**Work required:** Every line below should be copied exactly; drop the pictures.

**Available data:**
────────────────────
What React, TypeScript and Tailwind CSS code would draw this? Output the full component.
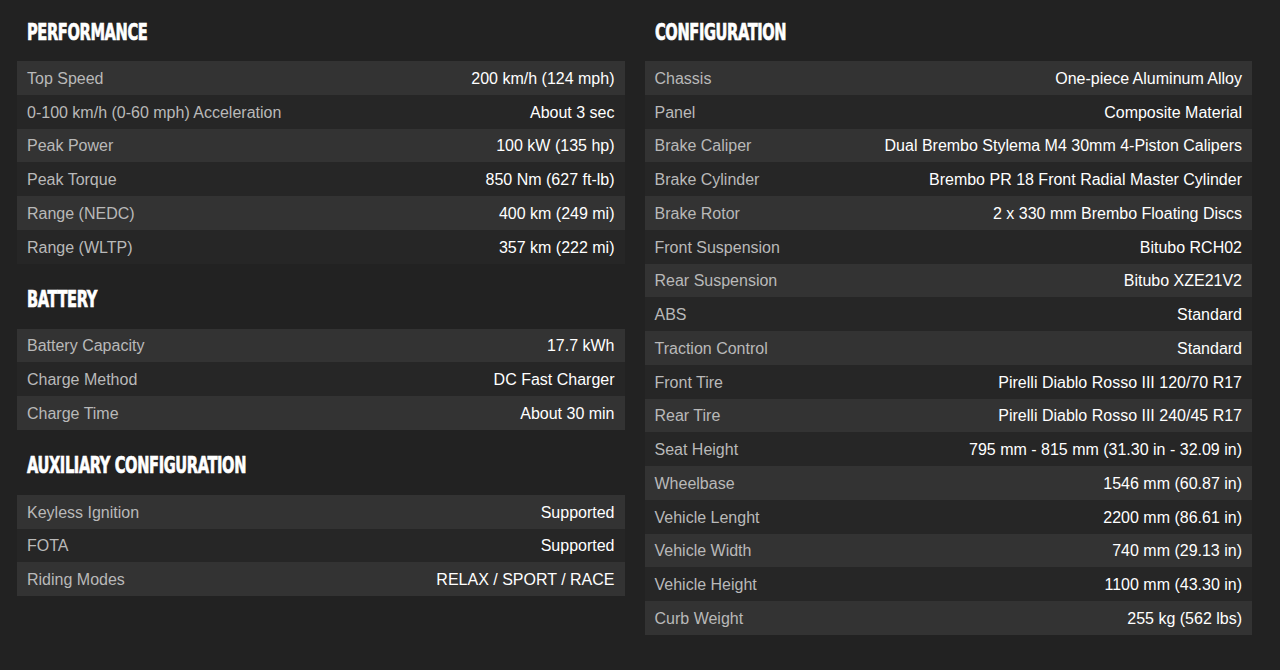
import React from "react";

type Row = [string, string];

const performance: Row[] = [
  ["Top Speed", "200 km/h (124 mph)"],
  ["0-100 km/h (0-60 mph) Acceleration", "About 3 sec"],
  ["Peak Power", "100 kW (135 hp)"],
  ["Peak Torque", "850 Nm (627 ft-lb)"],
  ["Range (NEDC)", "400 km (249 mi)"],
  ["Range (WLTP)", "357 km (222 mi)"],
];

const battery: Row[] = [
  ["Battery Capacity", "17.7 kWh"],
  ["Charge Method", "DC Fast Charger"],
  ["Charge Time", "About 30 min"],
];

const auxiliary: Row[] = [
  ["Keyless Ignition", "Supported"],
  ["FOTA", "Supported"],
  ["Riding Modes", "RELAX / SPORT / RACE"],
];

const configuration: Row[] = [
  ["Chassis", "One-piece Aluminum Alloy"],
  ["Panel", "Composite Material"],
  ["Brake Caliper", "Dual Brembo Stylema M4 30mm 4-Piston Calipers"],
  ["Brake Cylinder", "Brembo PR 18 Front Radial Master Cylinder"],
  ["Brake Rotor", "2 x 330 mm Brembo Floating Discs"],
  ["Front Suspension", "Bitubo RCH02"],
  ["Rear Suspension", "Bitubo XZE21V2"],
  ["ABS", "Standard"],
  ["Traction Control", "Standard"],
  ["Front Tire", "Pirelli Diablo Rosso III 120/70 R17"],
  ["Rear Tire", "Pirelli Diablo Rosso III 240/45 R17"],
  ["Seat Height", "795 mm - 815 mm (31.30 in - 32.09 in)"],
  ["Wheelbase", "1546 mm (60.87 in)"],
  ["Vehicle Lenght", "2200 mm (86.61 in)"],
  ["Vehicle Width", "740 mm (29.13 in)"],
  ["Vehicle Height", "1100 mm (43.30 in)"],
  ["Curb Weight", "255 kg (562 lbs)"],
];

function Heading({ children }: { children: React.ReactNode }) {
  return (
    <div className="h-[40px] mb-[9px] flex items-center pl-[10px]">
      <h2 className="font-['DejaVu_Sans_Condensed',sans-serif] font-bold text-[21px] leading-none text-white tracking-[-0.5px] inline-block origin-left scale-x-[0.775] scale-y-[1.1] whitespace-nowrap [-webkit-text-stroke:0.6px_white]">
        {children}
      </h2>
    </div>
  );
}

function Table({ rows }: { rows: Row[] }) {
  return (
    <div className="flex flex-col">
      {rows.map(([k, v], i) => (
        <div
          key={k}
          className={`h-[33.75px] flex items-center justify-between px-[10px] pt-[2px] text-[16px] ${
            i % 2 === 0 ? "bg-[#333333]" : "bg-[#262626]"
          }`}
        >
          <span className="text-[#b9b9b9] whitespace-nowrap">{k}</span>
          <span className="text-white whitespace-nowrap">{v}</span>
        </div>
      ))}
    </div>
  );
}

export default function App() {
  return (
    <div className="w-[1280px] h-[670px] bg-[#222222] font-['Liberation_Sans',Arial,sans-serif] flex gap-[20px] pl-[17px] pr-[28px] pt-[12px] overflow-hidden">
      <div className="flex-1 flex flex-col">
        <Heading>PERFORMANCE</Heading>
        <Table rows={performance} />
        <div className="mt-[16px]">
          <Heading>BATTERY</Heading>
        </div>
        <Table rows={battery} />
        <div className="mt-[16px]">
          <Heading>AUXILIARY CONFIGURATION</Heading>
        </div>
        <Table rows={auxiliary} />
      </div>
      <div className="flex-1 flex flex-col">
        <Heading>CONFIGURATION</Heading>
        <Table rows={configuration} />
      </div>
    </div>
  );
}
────────────────────
**The completed task:**
What React, TypeScript and Tailwind CSS code would draw this? Output the full component.
import React from "react";

type Row = [string, string];

const performance: Row[] = [
  ["Top Speed", "200 km/h (124 mph)"],
  ["0-100 km/h (0-60 mph) Acceleration", "About 3 sec"],
  ["Peak Power", "100 kW (135 hp)"],
  ["Peak Torque", "850 Nm (627 ft-lb)"],
  ["Range (NEDC)", "400 km (249 mi)"],
  ["Range (WLTP)", "357 km (222 mi)"],
];

const battery: Row[] = [
  ["Battery Capacity", "17.7 kWh"],
  ["Charge Method", "DC Fast Charger"],
  ["Charge Time", "About 30 min"],
];

const auxiliary: Row[] = [
  ["Keyless Ignition", "Supported"],
  ["FOTA", "Supported"],
  ["Riding Modes", "RELAX / SPORT / RACE"],
];

const configuration: Row[] = [
  ["Chassis", "One-piece Aluminum Alloy"],
  ["Panel", "Composite Material"],
  ["Brake Caliper", "Dual Brembo Stylema M4 30mm 4-Piston Calipers"],
  ["Brake Cylinder", "Brembo PR 18 Front Radial Master Cylinder"],
  ["Brake Rotor", "2 x 330 mm Brembo Floating Discs"],
  ["Front Suspension", "Bitubo RCH02"],
  ["Rear Suspension", "Bitubo XZE21V2"],
  ["ABS", "Standard"],
  ["Traction Control", "Standard"],
  ["Front Tire", "Pirelli Diablo Rosso III 120/70 R17"],
  ["Rear Tire", "Pirelli Diablo Rosso III 240/45 R17"],
  ["Seat Height", "795 mm - 815 mm (31.30 in - 32.09 in)"],
  ["Wheelbase", "1546 mm (60.87 in)"],
  ["Vehicle Lenght", "2200 mm (86.61 in)"],
  ["Vehicle Width", "740 mm (29.13 in)"],
  ["Vehicle Height", "1100 mm (43.30 in)"],
  ["Curb Weight", "255 kg (562 lbs)"],
];

function Heading({ children }: { children: React.ReactNode }) {
  return (
    <div className="h-[40px] mb-[9px] flex items-center pl-[10px]">
      <h2 className="font-['DejaVu_Sans_Condensed',sans-serif] font-bold text-[21px] leading-none text-white tracking-[-0.5px] inline-block origin-left scale-x-[0.775] scale-y-[1.1] whitespace-nowrap [-webkit-text-stroke:0.6px_white]">
        {children}
      </h2>
    </div>
  );
}

function Table({ rows }: { rows: Row[] }) {
  return (
    <div className="flex flex-col">
      {rows.map(([k, v], i) => (
        <div
          key={k}
          className={`h-[33.75px] flex items-center justify-between px-[10px] pt-[2px] text-[16px] ${
            i % 2 === 0 ? "bg-[#333333]" : "bg-[#262626]"
          }`}
        >
          <span className="text-[#b9b9b9] whitespace-nowrap">{k}</span>
          <span className="text-white whitespace-nowrap">{v}</span>
        </div>
      ))}
    </div>
  );
}

export default function App() {
  return (
    <div className="w-[1280px] h-[670px] bg-[#222222] font-['Liberation_Sans',Arial,sans-serif] flex gap-[20px] pl-[17px] pr-[28px] pt-[12px] overflow-hidden">
      <div className="flex-1 flex flex-col">
        <Heading>PERFORMANCE</Heading>
        <Table rows={performance} />
        <div className="mt-[16px]">
          <Heading>BATTERY</Heading>
        </div>
        <Table rows={battery} />
        <div className="mt-[16px]">
          <Heading>AUXILIARY CONFIGURATION</Heading>
        </div>
        <Table rows={auxiliary} />
      </div>
      <div className="flex-1 flex flex-col">
        <Heading>CONFIGURATION</Heading>
        <Table rows={configuration} />
      </div>
    </div>
  );
}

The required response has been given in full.